Growing up, my house was open to any and all who needed a safe place. My mom was the head of her local Le Leche League, so new moms and breastfeeding veterans were always at our house, and I was exposed to all kinds of baby-rearing and breastfeeding techniques. I didn’t know when I would become a mom, but I thought one thing was for sure, I would be breastfeeding for as long as possible.
Years later, my soon-to-be-husband and I decided that we would pursue domestic adoption as a way to grow our family, and to provide an option to those who felt they couldn’t raise their child but didn’t want to abort. We had dreams of having eight children—and thanks to years of LLL exposure—I knew I could breastfeed our adopted children as well. In my mind, it was all set!
Nine years of being home study approved for domestic adoption resulted in no adoptions into our family. It took six pregnancies to conceive our son, who was born 10 weeks early. During my pregnancy, my breasts grew seven sizes larger, and I would find out seven years later that the rapid growth resulted in permanent nerve damage. Needless to say, things had not gone as I had envisioned.
My son’s teeny head, along with my HH boobs, and a lactation department that was closed for two days with no flanges big enough for my breasts, resulted in an inability to breastfeed as I had hoped. Tried as I might with the pump and small flanges, I couldn’t even produce colostrum, as it was all bloody and unusable. My son remained in the NICU and I went home with a brand new, hospital grade double pump. For three weeks, I pumped every two hours away from him. Then during visits, I would hold him near me for as long as possible, then move to another room for more pumping, giving the NICU every precious drop.
We came home with instructions, including holding him upright as much as possible due to hernias and tummy troubles. Because of his 3-pound size, he would need to eat every 1-2 hours until the doctor said otherwise, which ended up being over six months. So, I strapped on my son and got into our groove. Every 1-2 hours, through the night (and often watching America’s Funniest Video re-runs), I would try to teach him how to latch/suck, then I would double pump, then I would bottle feed, then I would burp, then I would sterilize, then I would supplement with formula, then I would burp…and look at that! It was time to start all over again.
On top of that, my son couldn’t make white blood cells and they thought he had leukemia. We couldn’t leave the house and we also weren’t allowed visitors, except for the nurse who came 3 times a week to take blood draws the first month. For a few months after that, we were only allowed to leave the house to go to Children’s Hospital in Pittsburgh twice a week for blood draws.
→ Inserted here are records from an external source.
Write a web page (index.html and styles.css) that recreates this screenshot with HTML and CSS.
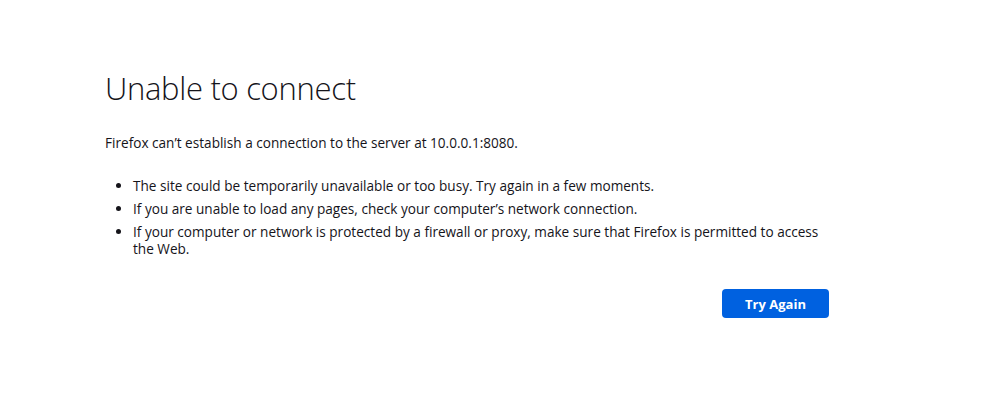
FILE: index.html
```html
<!DOCTYPE html>
<html lang="en">
<head>
<meta charset="utf-8">
<title>Problem loading page</title>
<link rel="stylesheet" href="styles.css">
</head>
<body>
<main class="container">
  <h1 class="title">Unable to connect</h1>
  <p class="desc">Firefox can’t establish a connection to the server at 10.0.0.1:8080.</p>
  <ul class="list">
    <li>The site could be temporarily unavailable or too busy. Try again in a few moments.</li>
    <li>If you are unable to load any pages, check your computer’s network connection.</li>
    <li>If your computer or network is protected by a firewall or proxy, make sure that Firefox is permitted to access the Web.</li>
  </ul>
  <div class="actions">
    <button class="btn">Try Again</button>
  </div>
</main>
</body>
</html>
```
FILE: styles.css
```css
html, body {
  margin: 0;
  padding: 0;
  background: #ffffff;
}
body {
  font-family: "Open Sans", "Noto Sans", sans-serif;
  color: #15141a;
  font-size: 13.6px;
}
.container {
  width: 724px;
  margin-left: 105px;
  padding-top: 64px;
}
.title {
  font-size: 31px;
  font-weight: 300;
  margin: 0;
  line-height: 48px;
  letter-spacing: -0.3px;
}
.desc {
  margin: 21px 0 0;
  line-height: 20px;
}
.list {
  margin: 24px 0 0;
  padding-left: 28px;
}
.list li {
  line-height: 17px;
  margin-bottom: 6px;
}
.actions {
  display: flex;
  justify-content: flex-end;
  margin-top: 32px;
}
.btn {
  width: 107px;
  height: 29px;
  border: none;
  border-radius: 4px;
  background: #0061e0;
  color: #fff;
  font-family: "Open Sans", "Noto Sans", sans-serif;
  font-weight: 700;
  font-size: 13px;
  padding: 0;
}
```
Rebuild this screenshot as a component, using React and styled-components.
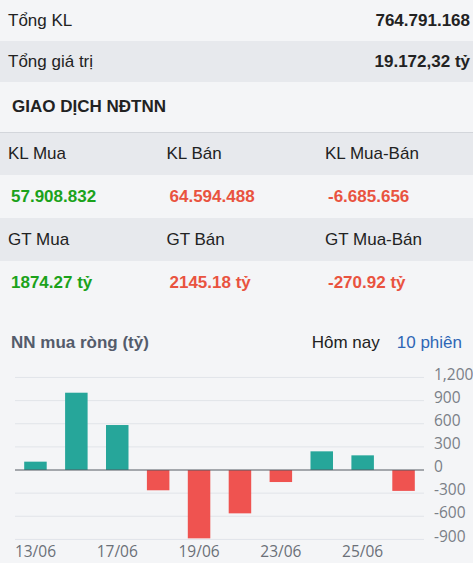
import React from 'react';
import styled, { createGlobalStyle } from 'styled-components';

const GlobalStyle = createGlobalStyle`
  body {
    margin: 0;
    background: #f4f5f7;
    font-family: 'Liberation Sans', Arial, sans-serif;
    color: #222;
  }
`;

const Wrapper = styled.div`
  width: 473px;
  background: #f4f5f7;
`;

const StatRow = styled.div`
  display: flex;
  align-items: center;
  justify-content: space-between;
  height: 41px;
  padding: 0 3px 0 8px;
  font-size: 17px;
  background: ${(p) => (p.shaded ? '#e7e9ed' : '#f4f5f7')};
`;

const StatValue = styled.span`
  font-weight: bold;
`;

const SectionTitle = styled.div`
  display: flex;
  align-items: center;
  height: 50px;
  padding-left: 12px;
  font-size: 17px;
  font-weight: bold;
  border-bottom: 1px solid #d3d6db;
`;

const Grid = styled.div`
  display: grid;
  grid-template-columns: repeat(3, 158.5px);
  align-items: center;
  height: ${(p) => p.h}px;
  padding-left: ${(p) => (p.values ? 11 : 8)}px;
  background: ${(p) => (p.values ? '#f4f5f7' : '#e7e9ed')};
  font-size: 17px;
  overflow: hidden;
`;

const Cell = styled.span`
  font-weight: ${(p) => (p.color ? 'bold' : 'normal')};
  color: ${(p) => p.color || '#222'};
  white-space: nowrap;
`;

const ChartHead = styled.div`
  display: flex;
  align-items: center;
  justify-content: space-between;
  padding: 28px 11px 0 11px;
  height: 20px;
  font-size: 17px;
`;

const ChartTitle = styled.span`
  font-weight: bold;
  color: #545c6b;
`;

const Tabs = styled.div`
  display: flex;
  gap: 17px;
`;

const Tab = styled.span`
  color: ${(p) => (p.active ? '#2e66b5' : '#222')};
`;

const ChartSvg = styled.svg`
  display: block;
  font-family: 'Open Sans', sans-serif;
`;

const GREEN = '#1ba21b';
const RED = '#e9533f';

const flows = [108, 1002, 583, -263, -886, -562, -156, 242, 190, -270.92];
const days = ['13/06', '', '17/06', '', '19/06', '', '23/06', '', '25/06', ''];
const ticks = [1200, 900, 600, 300, 0, -300, -600, -900];

const zeroY = 117;
const scale = 23.14 / 300;
const left = 15;
const right = 424;
const band = (right - left) / flows.length;
const barW = 22.5;

function FlowChart() {
  const yOf = (v) => zeroY - v * scale;
  return (
    <ChartSvg width="473" height="210">
      {ticks.map((t) => (
        <g key={t}>
          {t !== 0 && (
            <line x1={left} x2={right} y1={yOf(t)} y2={yOf(t)} stroke="#e1e4e9" strokeWidth="1" />
          )}
          <text x="434" y={yOf(t) - 2} dominantBaseline="middle" fontSize="15.5" fill="#7a7f87">
            {t.toLocaleString('en-US')}
          </text>
        </g>
      ))}
      {flows.map((v, i) => {
        const x = left + i * band + (band - barW) / 2;
        return (
          <rect
            key={i}
            x={x}
            y={v >= 0 ? yOf(v) : zeroY}
            width={barW}
            height={Math.abs(v) * scale}
            fill={v >= 0 ? '#26a69a' : '#ef5350'}
          />
        );
      })}
      <line x1={left} x2={right} y1={zeroY} y2={zeroY} stroke="#555b63" strokeWidth="1" />
      {days.map((d, i) =>
        d ? (
          <text key={i} x={left + i * band + band / 2} y="200" textAnchor="middle" dominantBaseline="middle" fontSize="15.5" fill="#6b7078">
            {d}
          </text>
        ) : null
      )}
    </ChartSvg>
  );
}

export default function App() {
  return (
    <Wrapper>
      <GlobalStyle />
      <StatRow>
        <span>Tổng KL</span>
        <StatValue>764.791.168</StatValue>
      </StatRow>
      <StatRow shaded>
        <span>Tổng giá trị</span>
        <StatValue>19.172,32 tỷ</StatValue>
      </StatRow>
      <SectionTitle>GIAO DỊCH NĐTNN</SectionTitle>
      <Grid h={42}>
        <Cell>KL Mua</Cell>
        <Cell>KL Bán</Cell>
        <Cell>KL Mua-Bán</Cell>
      </Grid>
      <Grid h={43} values>
        <Cell color={GREEN}>57.908.832</Cell>
        <Cell color={RED}>64.594.488</Cell>
        <Cell color={RED}>-6.685.656</Cell>
      </Grid>
      <Grid h={43}>
        <Cell>GT Mua</Cell>
        <Cell>GT Bán</Cell>
        <Cell>GT Mua-Bán</Cell>
      </Grid>
      <Grid h={44} values>
        <Cell color={GREEN}>1874.27 tỷ</Cell>
        <Cell color={RED}>2145.18 tỷ</Cell>
        <Cell color={RED}>-270.92 tỷ</Cell>
      </Grid>
      <ChartHead>
        <ChartTitle>NN mua ròng (tỷ)</ChartTitle>
        <Tabs>
          <Tab>Hôm nay</Tab>
          <Tab active>10 phiên</Tab>
        </Tabs>
      </ChartHead>
      <FlowChart />
    </Wrapper>
  );
}
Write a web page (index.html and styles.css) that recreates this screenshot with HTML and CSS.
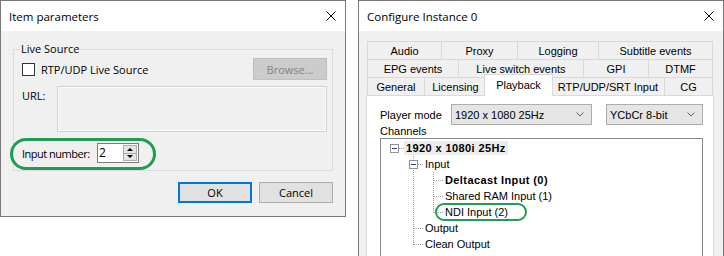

To say we had a lot of bonding time is an understatement!
After over 6 months of feeding every 1-2 hours, I realized that my dreams of being some super breastfeeding rock star wasn’t in the cards for me. We were now allowed to leave the house, which we did only did once a day because my son got carsick each and every time. I still tried pumping 3-4 times a day, giving him what I had via bottle.
There were so many times where I would be out with other moms, and I was the only one who bottle-fed my child. While they were mostly supportive, random strangers felt the need to yell at me and judge me for not doing what was best for my son, for not trying hard enough, for quitting too soon. I’d cry for days. I’d try cluster-pumping every hour for 72 hours, I was taking 30 pills per day of fenugreek. I have Celiac Disease and was taking whatever gluten free milk-producing product on the market, and even many non-FDA approved supplements from Canada (gasp!).
I had LLL experts, and a great team of lactation consultants from the hospital. I was part of a new mom’s group, who paired us with veteran moms. There was no reason for me to fail.
To this day, I still cry at my failure. Even learning years later that my breasts had permanent nerve damage and the surgeon thinks it’s a miracle I produced any milk at all, my brain feels better, but not my heart.
There’s what we plan, and there’s what happens, and sometimes they are worlds apart. Moms need anything and anyone to support them in any way. There is no room for Judgey McJudgersons, only kindness.